The national currency and legal-tender notes of the United States, the national bonds, and the revenue and postage stamps, are all made in whole or in part by them. To insure greater security, most of the currency is engraved and printed in three establishments, the same notes passing through two of the companies here and then going to Washington, where they are finished. - The American bank-note engraver confines himself to line engraving on steel; stipple, mezzotint, aquatint, and other methods not being suitable for his purposes. In order to attain the greater security against imitation, the engravings are made elaborately fine, from drawings by the best artists, and the plates are decorated with geometric designs cut by machinery with an exquisite minuteness and regularity impossible to be accomplished by hand. Prominent among American designers of vignettes are the names of A. B. Du-rand, J. W. Casilear, James D. Smillie, F. O. C. Darley, and James Macdonough. The drawing of a vignette is made much larger than the intended engraving, and it is finished with the most elaborate attention to detail. This design is then reduced, by copying on a daguerreotype plate, to the size required for the bank note.

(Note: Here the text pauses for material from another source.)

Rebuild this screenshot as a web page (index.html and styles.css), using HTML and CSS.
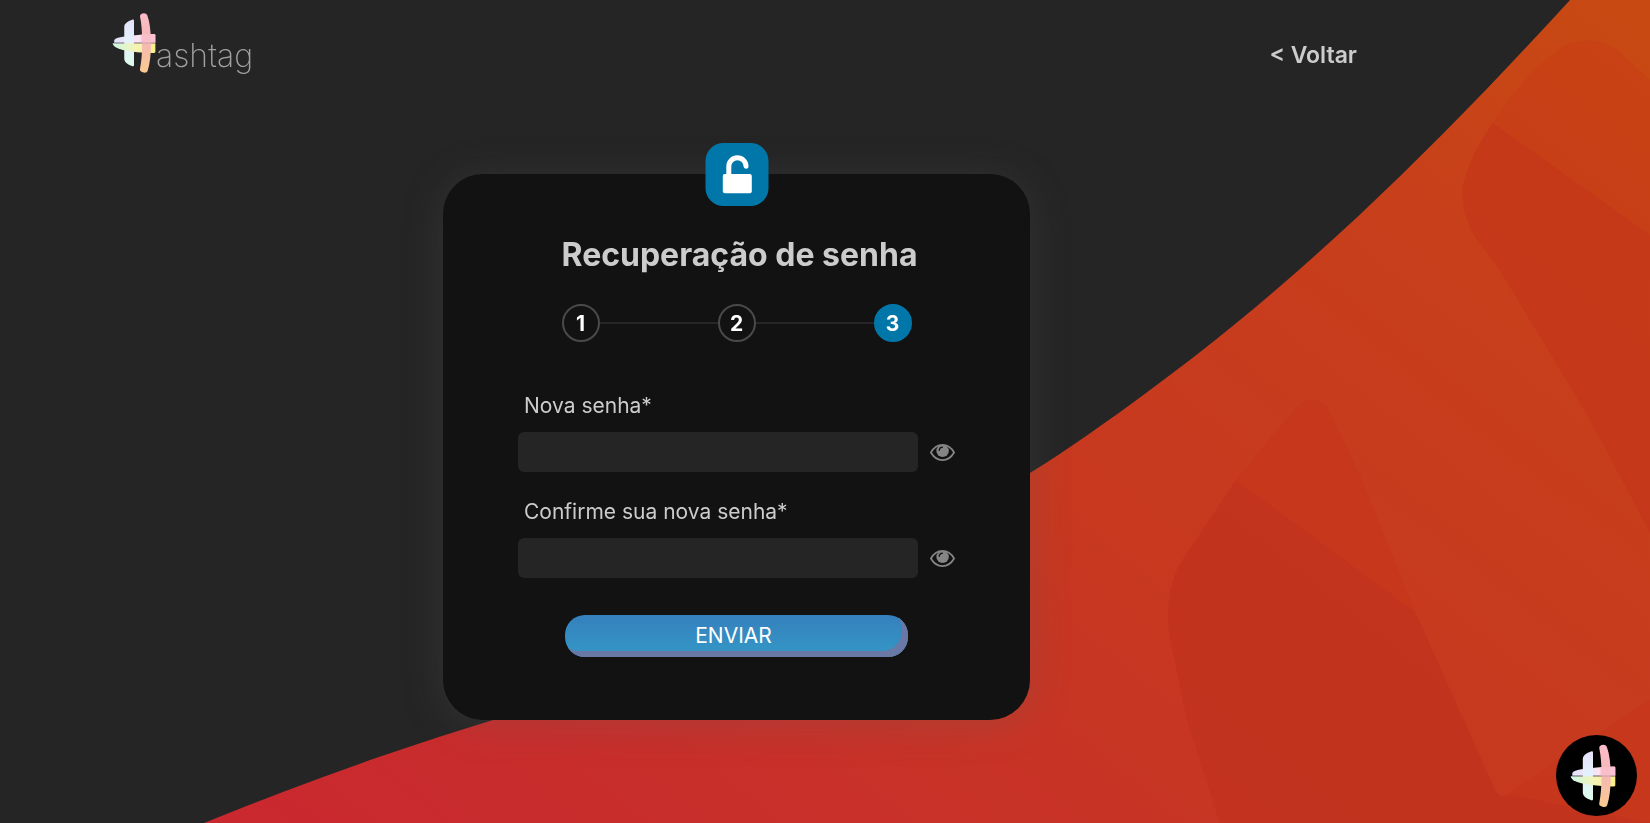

It passes now into the hands of the engraver, who traces with a steel point on the daguerreotype plate the outlines of the picture. An impression is then taken on paper from this plate, and while the ink is still fresh the outline engraving thus obtained is laid face downward on a softened steel plate and passed through the press. The exact outline is thus transferred to this plate, which is then treated like any other line engraving. After the engraver's work is done the plate is hardened by restoring its carbon. This plate is never printed from directly, but is retained as a die, to be reproduced by the Perkins process. The cost of engraving an ordinary vignette is from $300 to $400, but large and elaborate ones are more expensive. The time required is from one to two months. The principal vignette engravers in the United States now are James Smillie, Charles Burt, Alfred Jones, W. W. Rice, F. Gursch, S. A. Schoff, Louis Del Noce, and James Bannister. There are usually from two to three vignettes on the face of a bank note, each of which is engraved originally on a separate plate. The machine work, technically called "counters," on which the denominational numbers are engraved, as well as the other lathe ornamentation, is done also on separate plates, which are hardened for dies.

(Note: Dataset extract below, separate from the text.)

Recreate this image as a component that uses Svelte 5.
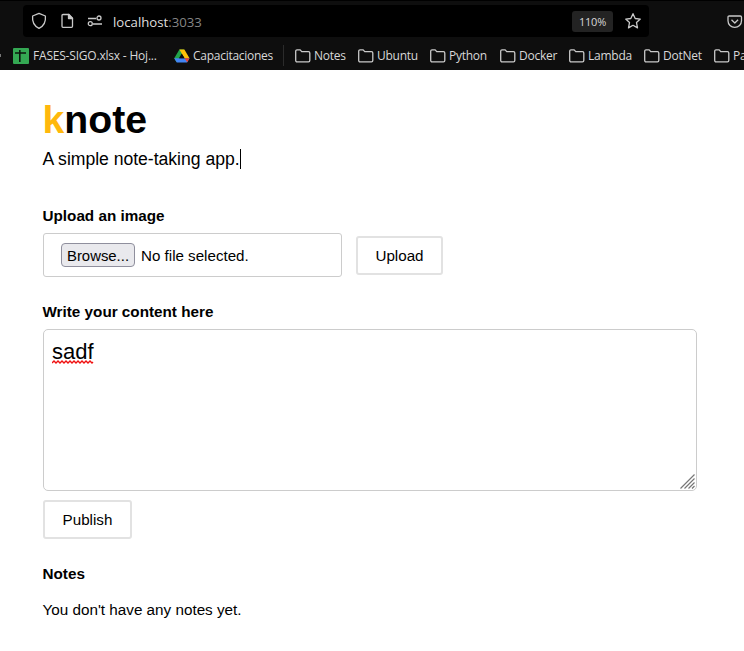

A bank-note company always has on hand a large number of these dies of vignettes and other designs, and new ones are continually produced. The designs made by the various machines in use cannot be imitated excepting by similar machines, and these cannot easily be procured by counterfeiters. The lathe invented by Spencer has been perfected to a degree undreamed of by him. A first-class lathe costs about $5,000. Many of its parts are as nicely constructed as the works of a watch. It moves with the most accurate minuteness, and can be adjusted to engrave figures of almost microscopic delicacy of detail. In making new designs the operator experiments on smoked glass, which being held to the light shows the pattern produced. If satisfactory it is reproduced on soft steel, to be afterward hardened into a die. Parallel lines are engraved by the plain ruling machine, which works also with mathematical accuracy. By the medallion ruling machine any coin or medal, or any figure, whether cameo or intaglio, may be reproduced on a plane surface. This machine is not used now, as cheaper ones that will do similar work are made in Germany. The cycloidal machine invented by Cyrus Durand, now also in disuse, is capable of doing very fine work.

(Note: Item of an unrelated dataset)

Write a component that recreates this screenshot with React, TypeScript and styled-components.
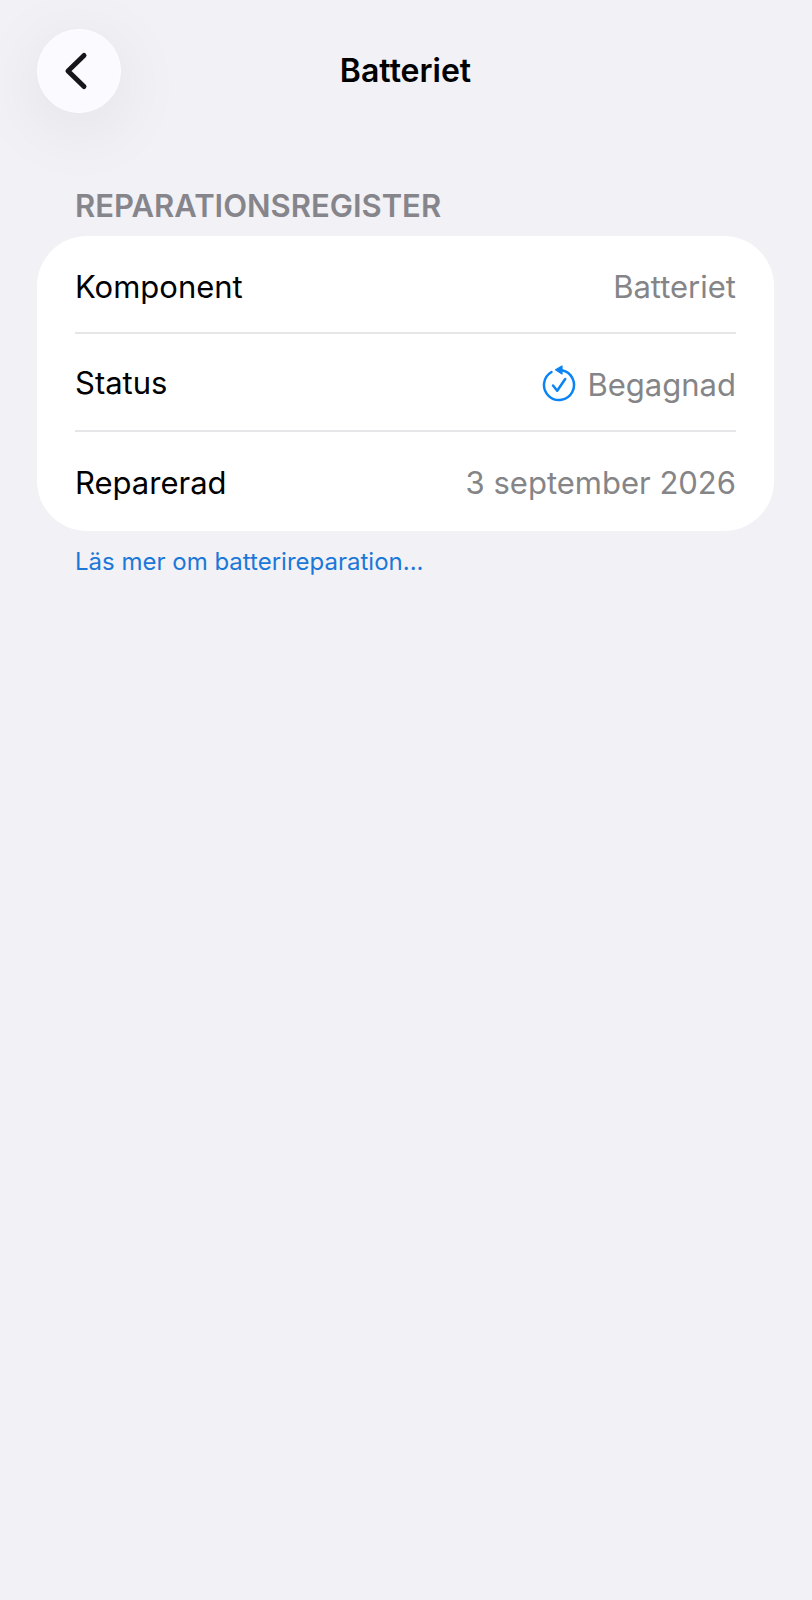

A machine called the "geometrical pantograph," patented in this country in 1866, is the invention of Edmund Oldham, formerly an engraver in the bank of Ireland, but now of New York. It is remarkable for its capabilities, being able to reproduce any design either of the same size as the original, larger, or smaller. Like the medallion ruling machine, it is guided by the hand. After the lathe-work patterns have been cut on the soft steel, a part of the centre of the counter large enough for the denominational figures is smoothed by erasing the design. As this portion is then a little lower than the surrounding surface, it is forced up by blows of a hammer on the back, and the figures are engraved on it by hand. The distinctive name of the bank and other large letters are also engraved by hand. In designing a new bank note, impressions from various vignettes and counters are made on paper, and the pieces are fitted together by the modeller in such a manner as to leave appropriate spaces for the lettering and signatures. When a satisfactory design is secured, the next process is to transfer the several plates which make up the note to the plate from which the notes are to be printed.

The latter is large enough usually to contain four notes, each of which is produced on it by successive rollings under the cylinders. This large plate is not hardened like the original, but is printed from in its soft state, and is capable of producing about 60,000 impressions before becoming impaired by wearing. - The printing of bank notes demands extreme care at every step. The ink must be nicely ground and mixed, and of the finest quality. Formerly the best black ink was made from Frankfort black, a charcoal obtained from grape and vine lees, peach kernels, and bone shavings; but now it is usually prepared by calcining sugar in an air-tight iron vessel. If the notes were printed in black alone, they could easily be reproduced by photography. To guard against this, many devices have been employed. At one time several colors were used, but it was found that all the tints could be removed chemically from the paper without destroying its texture. At last a green ink was invented, made from the anhydrous sesquioxide of chromium, which filled the required conditions; it could not be removed without destroying the black ink with it. This practically prevents counterfeiting by photography, for green acts the same as black on the photographic plate.

This green ink was used for several years in printing the United States money, but it was finally discarded because it wore down the plates so fast that it increased largely the cost of producing the notes. When different colors are used, separate plates are required for each tint, only one of which is printed at a time. A good workman can make from 500 to 000 impressions in a day, whereas by the electrotype process of the bank of England 3,000 can be produced in an hour. After printing, the notes are dried by artificial heat in the drying room. This process, which formerly required a week, is now accomplished in a few hours. They are then smoothed between pasteboards by hydrostatic pressure. - To lessen the tedious mechanical operations connected with engraving, attempts have been made to obtain directly from the drawings, by chemical means, engraved daguerreotypes and photographic negatives for printing. Various processes have been devised, both in the United States and in Europe, to effect this object, some of which have met with a good measure of success. (See Photography.)